Assimilationist measures are naturally popular to the electorate; it is just that the electorate rarely gets any say in the matter. Laws restricting or prohibiting bilingual education, for instance, have passed handily by referendum in solidly liberal states like Massachusetts and California, where “nativist” sentiment is rather muted. But one could count on a single hand the number of prominent politicians who have favored such laws. It was a great disappointment, for example, to see a hugely popular principled conservative like Colorado Gov. Bill Owens oppose an anti-bilingual measure in his state. Running for reelection in what everyone acknowledged would be a cakewalk, Mr. Owens still could not bring himself support assimilation as an official policy. Such are the prospects for a broader commitment to rigorous assimilation; politically, there is little more than platitudes and formulaic bombast.

A culture that spurns its own language cannot be properly called a vibrant and thriving culture; nor is such a culture likely to inspire admiration and love among its new arrivals. It is certainly not a culture that can go on complacently regarding its border and its laws as immaterial, and abandoning its citizens to the depredations of wanton illegality on said border. Inebriated by abstractions about “a nation of immigrants” (what nation is not?), serenely abjuring to discharge its constitutional duty to secure borders, enervated by a deliberately impoverished public debate: objectively our political culture is not adequately addressing the grave and pressing question of immigration, not in a serious way.

It is interesting to note in passing the other aspects of our public policy which have been to some extent derailed by our reluctance to turn a cold, dispassionate, practical eye on immigration policy.
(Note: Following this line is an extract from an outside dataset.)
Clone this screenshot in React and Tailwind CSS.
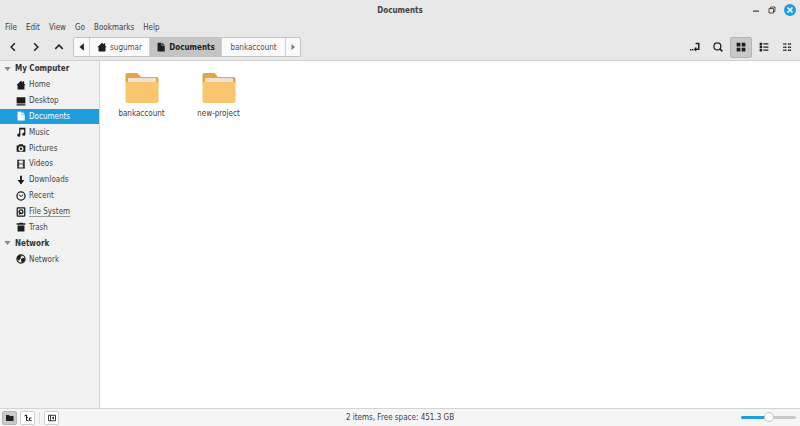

One is environmental policy, where we have labored under the very paradoxical condition of worrying interminably about the parlous effects of rapid population growth without really addressing the primary cause of that growth. Another is affirmative action, which, whatever you think of the wisdom and justice of it, was surely more sensible when it applied strictly to American blacks, recognizing the uniqueness of their history in North America. Mass immigration muddled irretrievably an already delicate issue. A third is the omnipresent agonizing over income gaps, and the related question of labor’s power when confronting capital. I myself generally estimate the significance of this to be discernibly less than the attention it provokes; nevertheless, only a fool, a knave, or a quack would brush it off as positively meaningless. Illegal immigration drives down wages, undermines duly-enacted labor-friendly legislation (whatever we may think of it), and erects incentive structures in the labor market which not all are happy with (for example, it straitens dramatically the summer day-labor market that has been traditionally filled by students.)

Amnesty for some large number of illegal immigrants is a very bad idea; worse still because the public dialogue on immigration is so hollowed-out by the intellectual thuggishness which drives from respectability the opponents and skeptics of the status quo. On almost any other question, most commentators on the Right would (rightly) ridicule such enfeeblement of debate as insipid and insensate political correctness. It is unfortunate that on this important question so many have joined the hyenas.